The second instance in which the Supreme Court again directed the government of Article 44 was in the case of Sarla Mudgal v. Union of India. In this case, the question was whether a Hindu husband, married under the Hindu law, by embracing Islam, can solemnize second marriage The Court held that a Hindu marriage solemnized under the Hindu law can only be dissolved on any of the grounds specified under the Hindu Marriage Act, 1955. Conversion to Islam and Marrying again would not, by itself, dissolve the Hindu marriage under the Act. And, thus, a second marriage solemnized after converting to Islam would be an offence under Section 494 of the Indian Penal Code.
Justice Kuldip Singh also opined that Article 44 had to be retrieved from the cold storage where it has been lying since 1949. The Hon’ble Justice referred to the codification of the Hindu personal law and held, where more than 80 percent of the citizens have already been brought under the codified personal law there is no justification whatsoever to keep in abeyance, any more, the introduction of the ‘Uniform Civil Code’ for all the citizens in the territory of India. The Supreme Court’s latest reminder to the government of its Constitutional obligations to enact a UCC came in July 2003 when a Christian priest knocked the doors of the Court challenging the Constitutional validity of Section 118 of the Indian Succession Act. The priest from Kerala, John Vallamatton filed a writ petition in the year 1997 stating that Section 118 of the said Act was discriminatory against the Christians as it imposed unreasonable restrictions on their donation of property for the religious or charitable purpose by will. The bench is composed of Chief Justice of India V.N. Khare, Justice S.B. Sinha and Justice A.R. Lakshmanan struck down the Section declaring it to be unconstitutional. Chief Justice Khare stated that, we would like to State that Article 44 provides that the State shall endeavour to secure for all citizens a uniform civil code throughout the territory of India It is a matter of great regret that Article 44 of the Constitution has not been given effect to. Parliament is still to step in for framing a common civil code in the country. A common civil code will help the cause of national integration by removing the contradictions based on ideologies.
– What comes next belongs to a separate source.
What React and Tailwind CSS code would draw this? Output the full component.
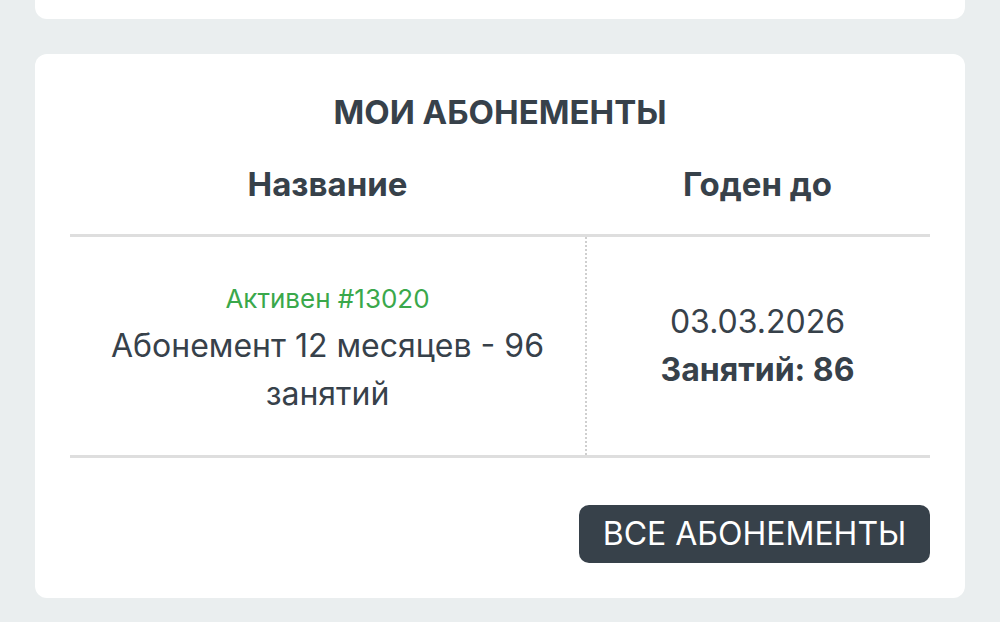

Thus, as seen above, the apex court has on several instances directed the government to realize the directive principle enshrined in our Constitution, and the urgency to do so can be inferred from the same. Seven decades after the Constituent Assembly, the questions raised in the debates have not withered away. The Constitution makers deferred some questions to the wisdom of a future day, when a consensus could emerge. I leave it to you to judge whether we have indeed ceased to be a divided society. You are needed to be certain that a consensus has indeed emerged, that would validate a common civil code, which would be welcomed by all. Any forcible imposition, is more likely to exacerbate those fissures, that our constitution makers have so deftly, sewn together. Making mandatory, what has hitherto been merely obligatory, may seem to be the path of virtue, but is often the cause of many schisms.